■ Short problem:
Print exactly the lines from the first one down to the line that contains "string; x: number;", both included, and skip the pictures.

■ Recorded information:
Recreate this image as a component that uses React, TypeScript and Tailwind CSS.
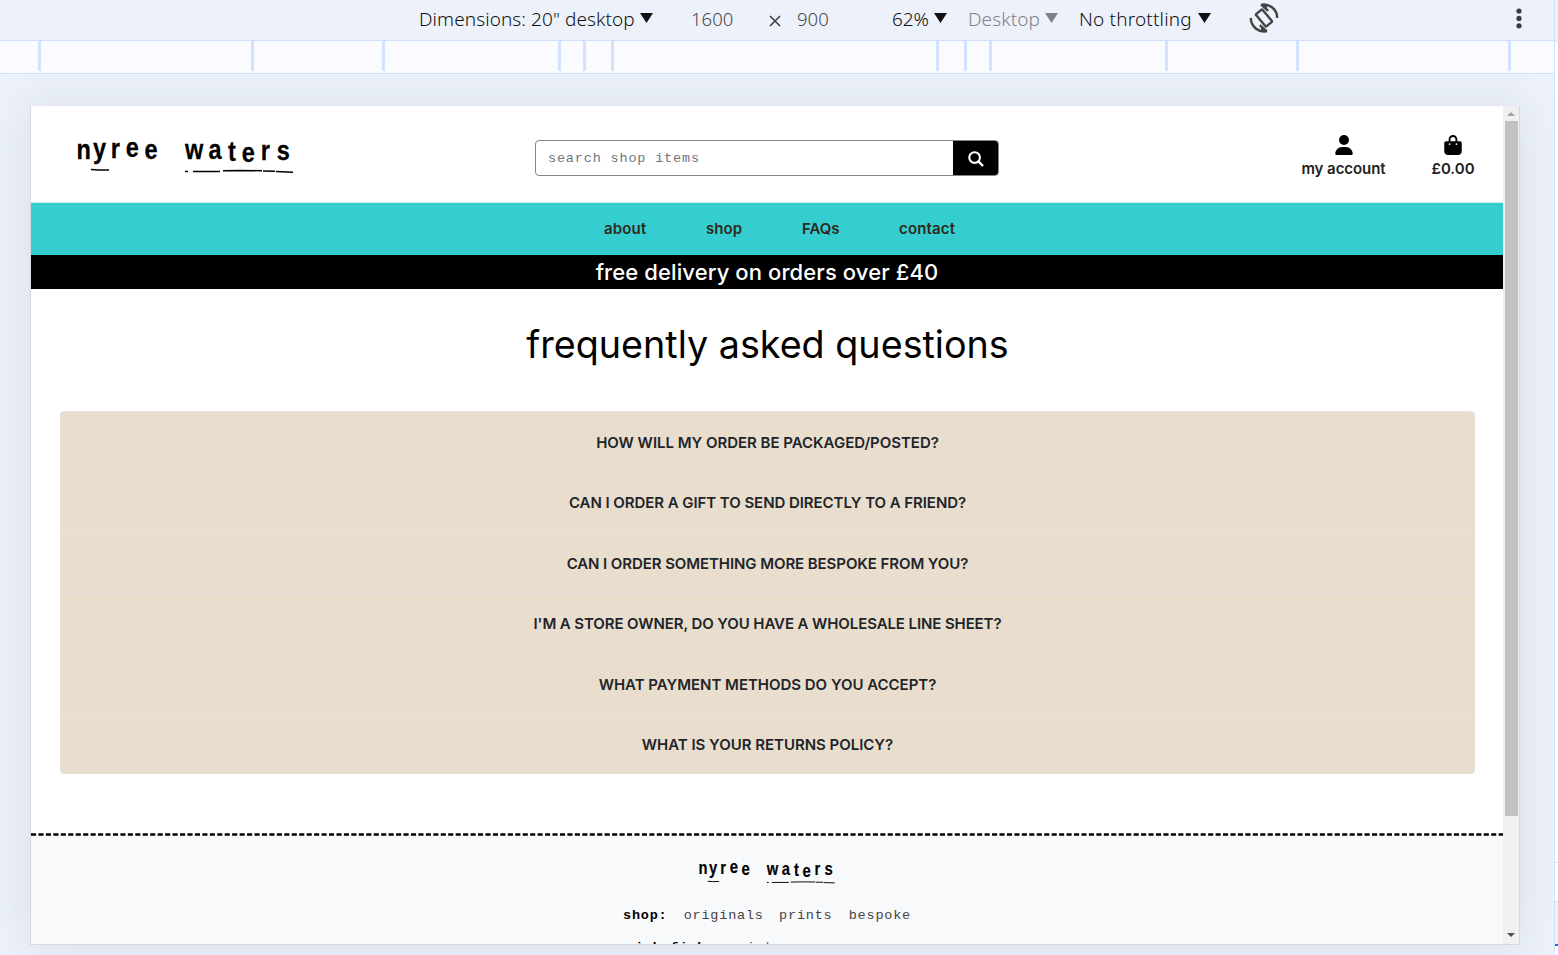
import React from "react";
import { FaUser, FaBagShopping } from "react-icons/fa6";

type Letter = { ch: string; x: number; y: number };

const letters: Letter[] = [
  { ch: "n", x: -0.6, y: 26.6 },
  { ch: "y", x: 16, y: 25.6 },
  { ch: "r", x: 33.8, y: 26 },
  { ch: "e", x: 48.8, y: 25 },
  { ch: "e", x: 67.6, y: 27.2 },
  { ch: "w", x: 108, y: 27 },
  { ch: "a", x: 131.5, y: 27 },
  { ch: "t", x: 151, y: 28.5 },
  { ch: "e", x: 164.8, y: 30 },
  { ch: "r", x: 183.7, y: 28 },
  { ch: "s", x: 199.8, y: 27.8 },
];

function Logo({ className }: { className: string }) {
  return (
    <svg viewBox="0 -6 218 46" className={`overflow-visible ${className}`} aria-label="nyree waters">
      {letters.map((l, i) => (
        <text
          key={i}
          transform={`translate(${l.x} ${l.y - 5}) scale(0.84 1)`}
          fontFamily="Liberation Sans, Arial, sans-serif"
          fontWeight="700"
          fontSize="28"
          fill="#000"
          stroke="#000"
          strokeWidth="0.3"
        >
          {l.ch}
        </text>
      ))}
      <path
        d="M14 32.6l8 .5 10-.2M108 34.4h3M116 34.4h27M146 33.8l18-.3 21 .2M186 34l12 .2M199 34.6l17 .6"
        stroke="#000"
        strokeWidth="1.5"
        fill="none"
      />
    </svg>
  );
}

function Caret({ className }: { className: string }) {
  return (
    <svg viewBox="0 0 13 10" className={`h-[10px] w-[13px] shrink-0 ${className}`}>
      <path d="M0 0h13L6.5 10z" fill="currentColor" />
    </svg>
  );
}

function RotateIcon() {
  return (
    <svg viewBox="0 0 30 30" className="mb-[2px] size-[30px] shrink-0" fill="none" stroke="#444" strokeWidth="2.4">
      <rect x="7" y="10.8" width="16" height="8.4" rx="1" transform="rotate(50 15 15)" />
      <path d="M12 1.8A13.4 13.4 0 0 1 28.2 15" />
      <path d="M18 28.2A13.4 13.4 0 0 1 1.8 15" />
      <path d="M12.2 1.6l7 6.2M17.8 28.4l-7-6.2" />
      <path d="M12.5 2l5.6 0 0 4.6zM17.5 28l-5.6 0 0-4.6z" fill="#444" stroke="none" />
    </svg>
  );
}

function Toolbar() {
  return (
    <div className="flex h-10 items-center pb-[2px] pl-[419px] font-['Noto_Sans','Open_Sans',sans-serif] text-[19px] leading-[38px] text-[#111]">
      <div className="flex w-[272px] items-center gap-[5px] whitespace-pre">
        <span className="font-[350] tracking-[0.08px]">Dimensions: 20" desktop</span>
        <Caret className="mb-[2px]" />
      </div>
      <span className="w-[78px] text-[18.5px] font-[350] text-[#4a4a4a]">1600</span>
      <svg viewBox="0 0 12 12" className="mt-[4px] mr-[16px] size-3">
        <path d="M1 1l10 10M11 1L1 11" stroke="#444" strokeWidth="1.7" />
      </svg>
      <span className="w-[95px] text-[18.5px] font-[350] text-[#4a4a4a]">900</span>
      <div className="flex w-[76px] items-center gap-[5px]">
        <span className="font-[350] tracking-[-0.15px]">62%</span>
        <Caret className="mb-[2px]" />
      </div>
      <div className="flex w-[111px] items-center gap-[5px] text-[#808186]">
        <span className="font-[350] tracking-[0.1px]">Desktop</span>
        <Caret className="mb-[2px]" />
      </div>
      <div className="flex w-[170px] items-center gap-[6px] whitespace-pre">
        <span className="font-[350] tracking-[0.17px]">No throttling</span>
        <Caret className="mb-[2px]" />
      </div>
      <RotateIcon />
      <svg viewBox="0 0 6 22" className="mr-[32px] ml-auto h-[22px] w-[6px]">
        <circle cx="3" cy="3" r="2.6" fill="#3c3c3c" />
        <circle cx="3" cy="10.4" r="2.6" fill="#3c3c3c" />
        <circle cx="3" cy="17.8" r="2.6" fill="#3c3c3c" />
      </svg>
    </div>
  );
}

function Ruler() {
  const marks = [38, 251, 382, 558, 583, 611, 936, 964, 989, 1165, 1296, 1508];
  return (
    <div className="flex h-[34px] border-y border-[#d0e0fb] bg-[#f9fbff]">
      {marks.map((m, i) => (
        <span
          key={m}
          className="h-[30px] w-[3px] shrink-0 bg-[#d3e3fd]"
          style={{ marginLeft: i === 0 ? m : m - marks[i - 1] - 3 }}
        />
      ))}
    </div>
  );
}

function Header() {
  return (
    <header className="flex h-[97px] shrink-0 items-start border-b border-[#d5efef]">
      <div className="w-[504px] pt-[25px] pl-[46px]">
        <Logo className="h-[46px] w-[218px]" />
      </div>
      <div className="mt-[34px] flex h-[36px] w-[464px] rounded-[4px] border border-[#858585]">
        <div className="flex w-[417px] items-center pt-[2px] pl-3 font-['Liberation_Mono',monospace] text-[13.5px] tracking-[0.83px] text-[#6c757d]">
          search shop items
        </div>
        <button className="flex w-[45px] items-center justify-center rounded-r-[3px] bg-black text-white">
          <svg viewBox="0 0 16 16" className="mt-[1px] size-4" fill="none" stroke="currentColor">
            <circle cx="6.6" cy="6.6" r="5.3" strokeWidth="2.1" />
            <path d="M10.4 10.4l4.6 4.6" strokeWidth="2.4" />
          </svg>
        </button>
      </div>
      <div className="ml-[302px] flex w-[85px] flex-col items-center pt-[29px] text-[15px] font-[560] text-[#222]">
        <FaUser className="size-[20px] text-black" />
        <span className="mt-[3px] leading-[22px] tracking-[-0.05px] whitespace-nowrap">my account</span>
      </div>
      <div className="ml-[44px] flex w-[46px] flex-col items-center pt-[29px] text-[15px] font-[560] text-[#222]">
        <FaBagShopping className="size-[20px] text-black" />
        <span className="mt-[3px] leading-[22px]">£0.00</span>
      </div>
    </header>
  );
}

const questions = [
  { q: "HOW WILL MY ORDER BE PACKAGED/POSTED?", line: "border-[#e6ddd1]", track: "tracking-[-0.02px]" },
  { q: "CAN I ORDER A GIFT TO SEND DIRECTLY TO A FRIEND?", line: "border-[#e9e3db]", track: "tracking-[-0.06px]" },
  { q: "CAN I ORDER SOMETHING MORE BESPOKE FROM YOU?", line: "border-[#e2dedb]", track: "tracking-[-0.08px]" },
  { q: "I'M A STORE OWNER, DO YOU HAVE A WHOLESALE LINE SHEET?", line: "border-[#e8e1d8]", track: "tracking-[-0.1px]" },
  { q: "WHAT PAYMENT METHODS DO YOU ACCEPT?", line: "border-[#e9e3db]", track: "tracking-[-0.02px]" },
  { q: "WHAT IS YOUR RETURNS POLICY?", line: "border-transparent", track: "tracking-[-0.02px]" },
];

function Shop() {
  return (
    <div className="flex h-[838px] w-[1472px] flex-col overflow-hidden bg-white font-['Inter',sans-serif]">
      <Header />
      <nav className="flex h-[52px] shrink-0 items-center bg-[#35cdd0] pl-[573px] text-[15px] font-semibold text-[#2f2a1c]">
        <span className="w-[102px] tracking-[0.15px]">about</span>
        <span className="w-[96px] tracking-[0.1px]">shop</span>
        <span className="w-[97px]">FAQs</span>
        <span className="tracking-[0.15px]">contact</span>
      </nav>
      <div className="flex h-[34px] shrink-0 items-center justify-center bg-black text-[22px] font-medium tracking-[0.1px] text-white">
        free delivery on orders over £40
      </div>
      <h1 className="mt-[26px] shrink-0 pl-px text-center text-[37.7px] leading-[58px] text-black">
        frequently asked questions
      </h1>
      <div className="mt-[38px] ml-[29px] h-[363px] w-[1415px] shrink-0 overflow-hidden rounded-[4px] border border-[#e6e0d9] bg-[#e9dece]">
        {questions.map((item) => (
          <div
            key={item.q}
            className={`flex h-[60.4px] items-center justify-center border-b pt-[3px] text-[15px] font-semibold text-[#212529] ${item.line} ${item.track}`}
          >
            {item.q}
          </div>
        ))}
      </div>
      <svg viewBox="0 0 1472 3" className="mt-[59px] h-[3px] w-[1472px] shrink-0">
        <path d="M0 1.5H1472" stroke="#000" strokeWidth="2.6" strokeDasharray="5.1 2.35" />
      </svg>
      <footer className="flex grow flex-col items-center bg-[#f8f9fb] font-['Liberation_Mono',monospace] text-[13.5px] tracking-[0.8px]">
        <Logo className="mt-[21px] h-[29px] w-[137px] shrink-0" />
        <div className="mt-[20px] flex w-[288px] shrink-0 leading-[20px] text-[#444]">
          <span className="w-[61px] font-bold text-black">shop:</span>
          <span className="w-[96px]">originals</span>
          <span className="w-[70px]">prints</span>
          <span>bespoke</span>
        </div>
        <div className="mt-[12px] flex w-[282px] shrink-0 leading-[20px] text-[#444]">
          <span className="w-[103px] font-bold text-black">nish fish:</span>
          <span>prints</span>
        </div>
      </footer>
    </div>
  );
}

function Scrollbar() {
  return (
    <div className="flex h-[838px] w-4 flex-col items-center bg-[#f0f0f0]">
      <svg viewBox="0 0 16 15" className="h-[15px] w-4">
        <path d="M4 10l4-4 4 4z" fill="#a3a3a3" />
      </svg>
      <div className="h-[695px] w-[13px] bg-[#c1c1c1]" />
      <svg viewBox="0 0 16 15" className="mt-auto mb-[1px] h-[15px] w-4">
        <path d="M4 5h8l-4 4z" fill="#505050" />
      </svg>
    </div>
  );
}

export default function App() {
  return (
    <div className="flex h-[955px] w-[1558px] overflow-hidden bg-[#ecf1fa]">
      <div className="flex w-[1554px] shrink-0 flex-col">
        <Toolbar />
        <Ruler />
        <div className="grow overflow-hidden pt-8 pl-[30px]">
          <div className="flex h-[839px] w-[1490px] border border-t-0 border-[#d6d8dc] shadow-[0_0_40px_rgba(120,135,140,0.17)]">
            <Shop />
            <Scrollbar />
          </div>
        </div>
      </div>
      <div className="flex w-1 shrink-0 flex-col border-l border-[#d3e3fd] bg-white">
        <div className="h-[42px] border-b border-[#d3e3fd] bg-[#ecf1fa]" />
        <div className="h-[820px]" />
        <div className="h-10 border-y border-[#d3e3fd] bg-white" />
        <div className="h-[42px] bg-[#ecf1fa]" />
        <div className="h-[2px] bg-[#1a6cf0]" />
      </div>
    </div>
  );
}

■ Result below:
Recreate this image as a component that uses React, TypeScript and Tailwind CSS.
import React from "react";
import { FaUser, FaBagShopping } from "react-icons/fa6";

type Letter = { ch: string; x: number; y: number };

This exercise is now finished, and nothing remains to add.